WHAT IS EXPECTED: Return all of the lines below exactly as they are.

※

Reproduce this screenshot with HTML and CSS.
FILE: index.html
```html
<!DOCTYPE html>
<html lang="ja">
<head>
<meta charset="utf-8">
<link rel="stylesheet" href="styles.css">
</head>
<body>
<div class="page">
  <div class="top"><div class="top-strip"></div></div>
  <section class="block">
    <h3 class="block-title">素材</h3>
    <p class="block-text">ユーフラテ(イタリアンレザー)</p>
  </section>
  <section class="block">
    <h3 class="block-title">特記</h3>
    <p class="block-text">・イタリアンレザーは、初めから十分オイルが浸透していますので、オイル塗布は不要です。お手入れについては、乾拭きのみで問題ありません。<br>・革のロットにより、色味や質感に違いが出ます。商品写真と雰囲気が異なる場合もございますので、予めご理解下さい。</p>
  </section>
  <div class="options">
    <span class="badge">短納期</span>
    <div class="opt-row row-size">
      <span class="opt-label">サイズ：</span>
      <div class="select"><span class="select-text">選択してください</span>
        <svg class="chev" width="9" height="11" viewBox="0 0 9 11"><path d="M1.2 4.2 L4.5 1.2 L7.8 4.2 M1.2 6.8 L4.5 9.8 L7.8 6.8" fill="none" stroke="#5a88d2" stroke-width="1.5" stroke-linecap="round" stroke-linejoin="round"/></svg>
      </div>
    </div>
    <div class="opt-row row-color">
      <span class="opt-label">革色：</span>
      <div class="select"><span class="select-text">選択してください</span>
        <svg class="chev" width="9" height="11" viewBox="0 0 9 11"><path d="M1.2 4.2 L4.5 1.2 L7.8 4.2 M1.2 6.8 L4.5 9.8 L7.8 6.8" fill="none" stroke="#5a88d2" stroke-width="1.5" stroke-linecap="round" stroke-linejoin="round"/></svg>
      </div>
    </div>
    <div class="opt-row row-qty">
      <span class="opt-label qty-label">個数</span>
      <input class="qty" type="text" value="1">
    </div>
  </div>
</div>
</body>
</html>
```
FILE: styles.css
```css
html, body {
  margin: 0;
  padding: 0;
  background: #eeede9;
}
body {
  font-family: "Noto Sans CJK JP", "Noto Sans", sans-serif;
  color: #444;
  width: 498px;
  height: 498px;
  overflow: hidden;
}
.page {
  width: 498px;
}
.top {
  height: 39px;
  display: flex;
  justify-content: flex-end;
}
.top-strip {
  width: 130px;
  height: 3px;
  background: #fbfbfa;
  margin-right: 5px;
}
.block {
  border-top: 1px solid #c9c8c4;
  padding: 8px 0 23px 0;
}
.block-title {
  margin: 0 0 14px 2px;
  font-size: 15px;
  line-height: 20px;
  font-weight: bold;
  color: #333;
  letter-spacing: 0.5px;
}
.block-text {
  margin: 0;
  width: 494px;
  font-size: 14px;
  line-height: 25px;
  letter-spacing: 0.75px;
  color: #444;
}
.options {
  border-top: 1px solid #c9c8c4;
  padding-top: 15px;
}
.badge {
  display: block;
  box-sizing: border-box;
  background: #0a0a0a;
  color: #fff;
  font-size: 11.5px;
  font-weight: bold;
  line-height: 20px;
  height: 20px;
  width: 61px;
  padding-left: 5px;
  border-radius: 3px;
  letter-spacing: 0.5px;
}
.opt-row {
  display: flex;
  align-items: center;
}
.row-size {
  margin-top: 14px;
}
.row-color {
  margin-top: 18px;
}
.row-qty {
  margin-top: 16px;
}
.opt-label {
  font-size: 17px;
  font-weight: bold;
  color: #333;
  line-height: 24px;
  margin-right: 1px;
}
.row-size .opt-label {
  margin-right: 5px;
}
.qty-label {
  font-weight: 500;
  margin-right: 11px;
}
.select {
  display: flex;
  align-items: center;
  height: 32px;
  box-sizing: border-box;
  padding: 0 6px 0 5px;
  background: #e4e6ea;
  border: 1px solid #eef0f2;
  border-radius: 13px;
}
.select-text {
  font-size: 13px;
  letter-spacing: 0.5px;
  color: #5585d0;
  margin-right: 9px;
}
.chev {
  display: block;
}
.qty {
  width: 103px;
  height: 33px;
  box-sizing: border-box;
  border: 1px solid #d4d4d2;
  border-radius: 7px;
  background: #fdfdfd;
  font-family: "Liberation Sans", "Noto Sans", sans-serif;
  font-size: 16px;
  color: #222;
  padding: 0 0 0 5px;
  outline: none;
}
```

※

CORRECT OUTPUT:
Reproduce this screenshot with HTML and CSS.
FILE: index.html
```html
<!DOCTYPE html>
<html lang="ja">
<head>
<meta charset="utf-8">
<link rel="stylesheet" href="styles.css">
</head>
<body>
<div class="page">
  <div class="top"><div class="top-strip"></div></div>
  <section class="block">
    <h3 class="block-title">素材</h3>
    <p class="block-text">ユーフラテ(イタリアンレザー)</p>
  </section>
  <section class="block">
    <h3 class="block-title">特記</h3>
    <p class="block-text">・イタリアンレザーは、初めから十分オイルが浸透していますので、オイル塗布は不要です。お手入れについては、乾拭きのみで問題ありません。<br>・革のロットにより、色味や質感に違いが出ます。商品写真と雰囲気が異なる場合もございますので、予めご理解下さい。</p>
  </section>
  <div class="options">
    <span class="badge">短納期</span>
    <div class="opt-row row-size">
      <span class="opt-label">サイズ：</span>
      <div class="select"><span class="select-text">選択してください</span>
        <svg class="chev" width="9" height="11" viewBox="0 0 9 11"><path d="M1.2 4.2 L4.5 1.2 L7.8 4.2 M1.2 6.8 L4.5 9.8 L7.8 6.8" fill="none" stroke="#5a88d2" stroke-width="1.5" stroke-linecap="round" stroke-linejoin="round"/></svg>
      </div>
    </div>
    <div class="opt-row row-color">
      <span class="opt-label">革色：</span>
      <div class="select"><span class="select-text">選択してください</span>
        <svg class="chev" width="9" height="11" viewBox="0 0 9 11"><path d="M1.2 4.2 L4.5 1.2 L7.8 4.2 M1.2 6.8 L4.5 9.8 L7.8 6.8" fill="none" stroke="#5a88d2" stroke-width="1.5" stroke-linecap="round" stroke-linejoin="round"/></svg>
      </div>
    </div>
    <div class="opt-row row-qty">
      <span class="opt-label qty-label">個数</span>
      <input class="qty" type="text" value="1">
    </div>
  </div>
</div>
</body>
</html>
```
FILE: styles.css
```css
html, body {
  margin: 0;
  padding: 0;
  background: #eeede9;
}
body {
  font-family: "Noto Sans CJK JP", "Noto Sans", sans-serif;
  color: #444;
  width: 498px;
  height: 498px;
  overflow: hidden;
}
.page {
  width: 498px;
}
.top {
  height: 39px;
  display: flex;
  justify-content: flex-end;
}
.top-strip {
  width: 130px;
  height: 3px;
  background: #fbfbfa;
  margin-right: 5px;
}
.block {
  border-top: 1px solid #c9c8c4;
  padding: 8px 0 23px 0;
}
.block-title {
  margin: 0 0 14px 2px;
  font-size: 15px;
  line-height: 20px;
  font-weight: bold;
  color: #333;
  letter-spacing: 0.5px;
}
.block-text {
  margin: 0;
  width: 494px;
  font-size: 14px;
  line-height: 25px;
  letter-spacing: 0.75px;
  color: #444;
}
.options {
  border-top: 1px solid #c9c8c4;
  padding-top: 15px;
}
.badge {
  display: block;
  box-sizing: border-box;
  background: #0a0a0a;
  color: #fff;
  font-size: 11.5px;
  font-weight: bold;
  line-height: 20px;
  height: 20px;
  width: 61px;
  padding-left: 5px;
  border-radius: 3px;
  letter-spacing: 0.5px;
}
.opt-row {
  display: flex;
  align-items: center;
}
.row-size {
  margin-top: 14px;
}
.row-color {
  margin-top: 18px;
}
.row-qty {
  margin-top: 16px;
}
.opt-label {
  font-size: 17px;
  font-weight: bold;
  color: #333;
  line-height: 24px;
  margin-right: 1px;
}
.row-size .opt-label {
  margin-right: 5px;
}
.qty-label {
  font-weight: 500;
  margin-right: 11px;
}
.select {
  display: flex;
  align-items: center;
  height: 32px;
  box-sizing: border-box;
  padding: 0 6px 0 5px;
  background: #e4e6ea;
  border: 1px solid #eef0f2;
  border-radius: 13px;
}
.select-text {
  font-size: 13px;
  letter-spacing: 0.5px;
  color: #5585d0;
  margin-right: 9px;
}
.chev {
  display: block;
}
.qty {
  width: 103px;
  height: 33px;
  box-sizing: border-box;
  border: 1px solid #d4d4d2;
  border-radius: 7px;
  background: #fdfdfd;
  font-family: "Liberation Sans", "Noto Sans", sans-serif;
  font-size: 16px;
  color: #222;
  padding: 0 0 0 5px;
  outline: none;
}
```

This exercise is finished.